Children learn about farm animals at festival

Hamburger doesn't just appear in the freezer of the grocery store, and clothes don't grow on hangers.

That was the message at Wednesday's Farm City Festival.

"The purpose is to help kids understand where food and clothing come from," said Marlena Ramirez, organizer of the event. "We want them to understand that it is a process."

The University of Nevada, Reno Cooperative Extension office sponsored the exhibit which featured animals from rabbits to llamas and display booths.

David and Marcia Bernard from Cooperative Extension hosted a booth explaining how compost is made at the Full Circle Compost ranch in Minden.

They operated under the slogan, "Things we can learn from a cow and a worm."
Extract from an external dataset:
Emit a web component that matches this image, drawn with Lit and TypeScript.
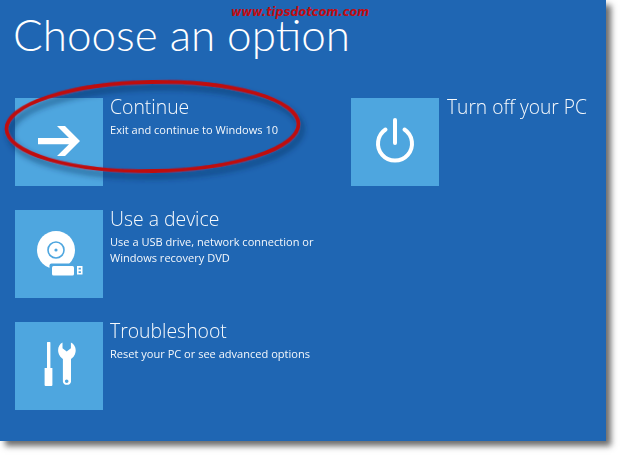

The fair will be open to grades K-3 for two days. Ramirez said she expects about 1,000 students per day from Carson City, Lyon and Storey counties.

She said with the decline of the small farms and a move to large corporate farms, most children are not exposed to agriculture.

"Our ties to the land are being lost," Ramirez said. "We want our kids to be good stewards of the earth and we hope that this will help them do that."

Christy Works, a 10-year-old at Bordewich-Bray Elementary School, is a member of Cooperative Extension's youth program, 4-H.

She raises sheep and had them on display.

"All the kids learn things and they get to know how the sheep feel," Christy said. "It's fun to see the kids get excited."

She said she chose sheep because of their disposition.

"They're friendly and they're easy to work with," she said.

Alicia Tolby, 14, showed her rabbits.

"It's neat," she said. "You get to show off your animals."

Belen Munoz, a third-grader at Mark Twain Elementary, said her favorite part of the tour was the horses but she liked seeing all of the animals.

"Some are soft and some have thick hairs," she said.

Roxanne Linderman, a kindergarten teacher at Bordewich-Bray, had two of her Belgian draft horses there for display.

She was born and raised on a farm but said that many of her students do not understand how food is produced.

"My number one feeling is that they need to know where they're food source is from," Linderman said. "They don't realize that food has to be grown or it comes from an animal."

Northern Nevada Dairymen donated milk to all the students and Northern Nevada Cattle Women provided lunch.

Michele Cowee handed out milk.

"It promotes dairy and it fits in with the farm theme," Cowee said. "Milk is also part of a healthy diet."